II. Absolute space, in its own nature, without regard to anything external, remains always similar and immovable. Relative space is some movable dimension or measure of the absolute spaces; which our senses determine by its position to bodies; and which is vulgarly taken for immovable space; such is the dimension of a subterraneous, an æreal, or celestial space, determined by its position in respect of the earth. Absolute and relative space, are the same in figure and magnitude; but they do not remain always numerically the same. For if the earth, for instance, moves, a space of our air, which relatively and in respect of the earth remains always the same, will at one time be one part of the absolute space into which the air passes; at another time it will be another part of the same, and so, absolutely understood, it will be perpetually mutable.

III. Place is a part of space which a body takes up, and is according to the space, either absolute or relative. I say, a part of space; not the situation, nor the external surface of the body. For the places of equal solids are always equal; but their superfices, by reason of their dissimilar figures, are often unequal. Positions properly have no quantity, nor are they so much the places themselves, as the properties of places. The motion of the whole is the same thing with the sum of the motions of the parts; that is, the translation of the whole, out of its place, is the same thing with the sum of the translations of the parts out of their places; and therefore the place of the whole is the same thing with the sum of the places of the parts, and for that reason, it is internal, and in the whole body.

IV. Absolute motion is the translation of a body from one absolute place into another; and relative motion, the translation from one relative place into another. Thus in a ship under sail, the relative place of a body is that part of the ship which the body possesses; or that part of its cavity which the body fills, and which therefore moves together with the ship: and relative rest is the continuance of the body in the same part of the ship, or of its cavity.
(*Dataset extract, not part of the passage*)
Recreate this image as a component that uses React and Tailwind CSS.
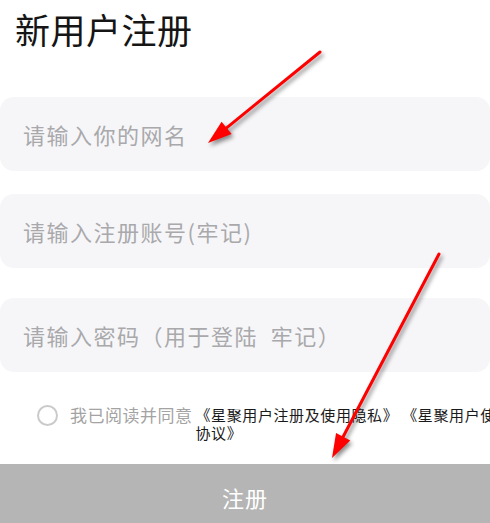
import React from "react";

const Arrow = ({ x1, y1, x2, y2 }) => {
  // arrow head computed from line direction
  const dx = x2 - x1;
  const dy = y2 - y1;
  const len = Math.hypot(dx, dy);
  const ux = dx / len;
  const uy = dy / len;
  const bx = x2 - ux * 24;
  const by = y2 - uy * 24;
  const px = -uy * 8;
  const py = ux * 8;
  return (
    <g>
      <line x1={x1} y1={y1} x2={bx + ux * 4} y2={by + uy * 4} stroke="#ff0000" strokeWidth="3" strokeLinecap="round" />
      <polygon points={`${x2},${y2} ${bx + px},${by + py} ${bx - px},${by - py}`} fill="#ff0000" />
    </g>
  );
};

const Field = ({ placeholder, className = "" }) => (
  <div className={`h-[74px] w-full rounded-[14px] bg-[#f6f6f9] flex items-center px-[23px] ${className}`}>
    <input
      placeholder={placeholder}
      className="w-full bg-transparent outline-none text-[22px] tracking-[1.5px] text-[#333] placeholder:text-[#a9a9ab]"
    />
  </div>
);

export default function App() {
  return (
    <div className="relative w-[490px] h-[523px] overflow-hidden bg-white font-['Noto_Sans_CJK_SC',sans-serif]">
      <h1 className="pl-[15px] pt-[11px] text-[35px] leading-none tracking-[0.5px] text-[#151515]">新用户注册</h1>

      <div className="mt-[51px] flex flex-col">
        <Field placeholder="请输入你的网名" />
        <Field placeholder="请输入注册账号(牢记)" className="mt-[23px]" />
        <Field placeholder="请输入密码（用于登陆  牢记）" className="mt-[30px]" />
      </div>

      <div className="mt-[32px] flex items-start">
        <div className="ml-[37px] mt-[1px] w-[21px] h-[21px] shrink-0 rounded-full border-2 border-[#cacaca]" />
        <span className="ml-[12px] shrink-0 text-[17px] leading-[22px] tracking-[0.5px] text-[#a3a3a3]">我已阅读并同意</span>
        <p className="ml-[3px] mt-[2px] w-[322px] shrink-0 text-[15px] leading-[18px] tracking-[0.6px] text-[#1a1a1a]">
          《星聚用户注册及使用隐私》 《星聚用户使用协议》
        </p>
      </div>

      <button className="mt-[22px] w-full h-[66px] bg-[#b5b5b5] text-white text-[22px] tracking-[1px] flex items-center justify-center">
        注册
      </button>

      <svg className="absolute inset-0 pointer-events-none drop-shadow-[2px_3px_2px_rgba(0,0,0,0.45)]" width="490" height="523">
        <Arrow x1={320} y1={52} x2={208} y2={143} />
        <Arrow x1={439} y1={254} x2={332} y2={458} />
      </svg>
    </div>
  );
}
But real, absolute rest, is the continuance of the body in the same part of that immovable space, in which the ship itself, its cavity, and all that it contains, is moved. Wherefore, if the earth is really at rest, the body, which relatively rests in the ship, will really and absolutely move with the same velocity which the ship has on the earth. But if the earth also moves, the true and absolute motion of the body will arise, partly from the true motion of the earth, in immovable space; partly from the relative motion of the ship on the earth; and if the body moves also relatively in the ship; its true motion will arise, partly from the true motion of the earth, in immovable space, and partly from the relative motions as well of the ship on the earth, as of the body in the ship; and from these relative motions will arise the relative motion of the body on the earth. As if that part of the earth, where the ship is, was truly moved toward the east, with a velocity of 10010 parts; while the ship itself, with a fresh gale, and full sails, is carried towards the west, with a velocity expressed by 10 of those parts; but a sailor walks in the ship towards the east, with 1 part of the said velocity; then the sailor will be moved truly in immovable space towards the east, with a velocity of 10001 parts, and relatively on the earth towards the west, with a velocity of 9 of those parts.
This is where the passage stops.